Título: Relator recomenda cassação de Demóstenes
Autor: Krakovics, Fernanda; Gama, Junia
Fonte: O Globo, 26/06/2012, O País, p. 11

Humberto Costa diz que senador mentiu no plenário da Casa e o classifica de "despachante de luxo" de Cachoeira

BRASÍLIA. Quase três meses depois de o Conselho de Ética do Senado acatar representação do PSOL, o relator do processo por quebra de decoro, senador Humberto Costa (PT-PE), recomendou ontem a cassação do senador Demóstenes Torres (sem partido-GO), classificando-o como "um despachante de luxo" do bicheiro Carlinhos Cachoeira. O relator afirmou que Demóstenes mentiu em discurso no plenário do Senado, ao afirmar que sua relação com o contraventor era apenas de amizade, quando utilizava o mandato para defender interesses do contraventor e de sua organização criminosa. Costa lembrou que Demóstenes reconheceu ter recebido presentes e vantagens considerados indevidos, no caso um rádio Nextel e uma cozinha importada.

O conselho votaria ainda ontem à noite o parecer de Humberto Costa, que deveria ser aprovado, em voto aberto. O processo ainda passará pela Comissão de Constituição e Justiça (CCJ). Se aprovado, segue para o plenário do Senado, onde a votação é secreta e são necessários os votos de 41 dos 81 senadores para aprovar a cassação.

- Tudo posto, é de se concluir que a vida política do senador Demóstenes, desde 1999, gravita em torno dos interesses de Carlinhos Cachoeira no ramo de jogos de azar - disse Costa, lendo o parecer, de 79 páginas. - Seu papel, no que diz respeito especificamente a jogos de azar, não era operacional, mas o de braço político, um facilitador institucional que poderia auxiliar na manutenção e na satisfação dos interesses de Cachoeira. É evidente a atuação do senador Demóstenes Torres como um despachante de luxo do contraventor.

O relator discorreu sobre o suposto envolvimento de Demóstenes com lavagem de dinheiro da organização criminosa e com a logística de proteção à ação de Cachoeira. E classificou ainda como "bizarra" a forma como Demóstenes, então secretário estadual de Segurança de Goiás, conheceu Cachoeira:

- Desde logo, verifica-se que essa aproximação não se deu em circunstâncias meramente sociais. Pode-se perceber que, ali, o encontro de ambos se deu em torno de problemas relativos aos negócios de Cachoeira. Perguntado (em depoimento ao Conselho de Ética), o senador Demóstenes Torres respondeu que Carlinhos Cachoeira o procurara com um pleito que eu diria ser bizarro: a repressão aos operadores de jogos de azar ilegais, atuantes no estado de Goiás. A cena evoca, de pronto, o clássico final do filme norte-americano de Michael Curtiz "Casablanca", quando o capitão Renault manda prender os "suspeitos de costume" e sucumbe ao convite para uma grande amizade.

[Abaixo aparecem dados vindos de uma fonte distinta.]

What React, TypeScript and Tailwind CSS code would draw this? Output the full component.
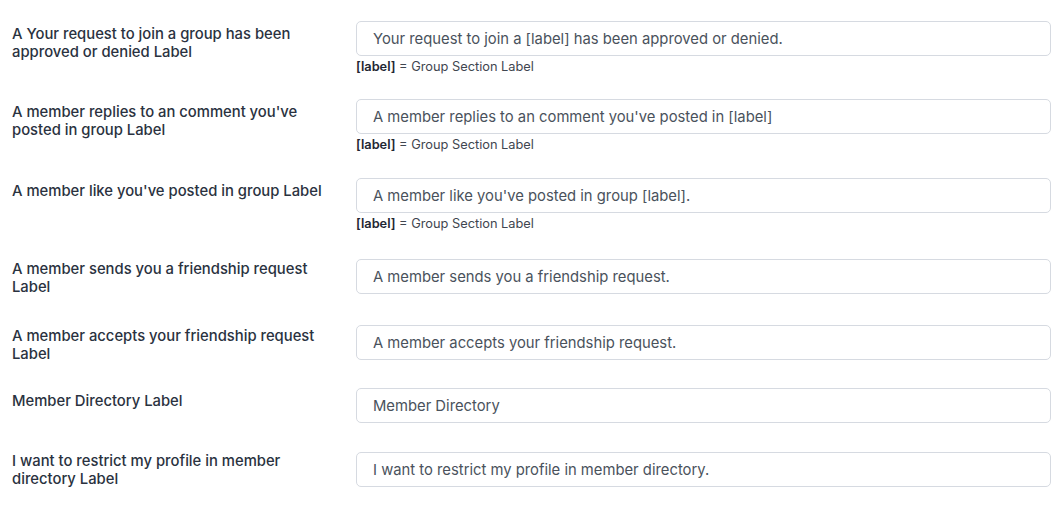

O relator refutou o argumento de que a relação de Demóstenes com Cachoeira seria apenas de amizade:

- Não é crível que um secretário de Segurança Pública, que antes fora, por duas vezes, o chefe do Ministério Público estadual, desconhecesse a folha corrida de seu interlocutor.

O senador petista lembrou a postura de Demóstenes antes das acusações virem à tona, quando ele pertencia ao chamado grupo dos éticos e era implacável na cobrança dos colegas:

- Faço esse registro não por sarcasmo ou para demonstrar a ironia da situação, mas sobremaneira porque ouso concordar com o senador Demóstenes em sua anterior postura: o Parlamento é soberano e não podemos deixar que ele fique maculado pelo descuido de membros à missão confiada.

Na conclusão do relatório, Humberto Costa cita a filósofa alemã Hannah Arendt para rejeitar espírito de corpo no Senado:

- O Senado Federal não é um sarau de compadres. O Senado é uma conquista da Revolução Americana, uma "instituição duradoura para a opinião".